I kill motherfuckers with swords and shit to get that money; once I’ve got that money, chicks lick their lips for my ding dong (hot dog—get it?); but with money and pussy, haters start talking, so I must kill more motherfuckers to solidify my position on top and silence the haters. It’s a beautiful cycle that leaves my dick smelling like Anne Hathaway.

All of these elements combined to form me, Curtis. That’s what all these songs are about—literally, all of these songs, without exception, are about this. That’s why I named my album my name: me. Curtis.

3) Fuck music. I’ve never liked music much, but now I hate it almost as much as I hate you. This is why I let Havoc, who brought the universe The Infamous (1995), turn his drums into whispery puffs, watched his samples’ menace dissolve in a clean post-G-Unit snarl. This is why I am letting Timbaland become the new Swizz Beats. This is why Eminem and Mary J. Blige are both on my record. Historically, music’s gay anyway. Throughout time it’s always been the province of pussies (probably a lot of the readers here!). Kanye’s kinda like that with his pants and shit, and from what I understand that appeals to you biscuit-munching clowndicks.

This just in: fuck you guys. Kanye can have you music fans, which (historically, if you read your shit, which I have) = fags. I’m out here a) getting way more pussy!, and b) slinging shit for people who don’t care, making money off everyone who realizes how much fuck music.
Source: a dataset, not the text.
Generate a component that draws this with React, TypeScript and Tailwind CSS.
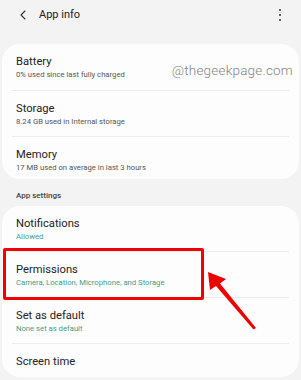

And just you wait until I finish dicksmacking Hollywood!

Well, that about covers it—why I hate all you Fall Out Boys, you readers, you rap fans, lovers of art, all women and bitches except for Mary J. Blige, everyone that looks or talks about me, everything that exists and doesn’t, the Game, other games (chess or whatever), cars I don’t own, money that isn’t mine, Japanese pop artist Takashi Murakami (pussy), Cam’Ron, kittens, fair weather, cold weather, hot weather, weather, golf, everything, you. You, motherfucker. You motherfuckers. Of course Kanye’s going to outsell me. I’m still gonna make a shitload of fucking money, and you stupid shitheads are going to help me do it. Guess when I’m going to retire? Never! Fuck you!